The rules of the game need to change. There are multiple legislative proposals up for debate on all these issues. Our role is not to advocate for any one of them, but instead to underscore the need for a significant shift in the status quo and our current assumptions, and to focus on the goal of scaleable, sustained giving, in greater amounts, to the myriad of high-impact nonprofits, so that we can create a world where everyone can thrive.

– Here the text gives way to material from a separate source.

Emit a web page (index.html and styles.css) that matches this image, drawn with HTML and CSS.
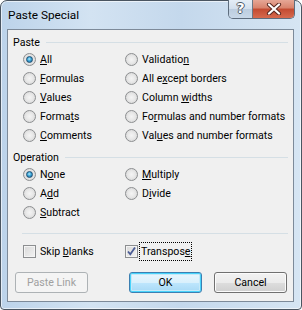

We cannot create a more equitable, vibrant, healthy, and well-educated Silicon Valley today while settling for charity tomorrow. We can’t rely on a few enlightened givers to serve as community saviors while others sit on the sidelines. Voluntary efforts, norm-changing work, narrative-shifting strategies, and robust donor education and organizing are all absolutely necessary but not sufficient to get us where we need to go as a community. These crisis times have served as a powerful proof-point for philanthropy, giving us a sense of what is possible, what holds us back, and what is needed. We’ve seen effective nonprofits step up and do their powerful work. We must do ours.

With optimism and courage, let’s embrace the policy changes we need to make to ensure large-scale, timely, and equitable investment in our communities and the common good with the abundance all around us. The impact we can make today, individually and collectively, is the greatest charitable legacy we can leave to the generations to come.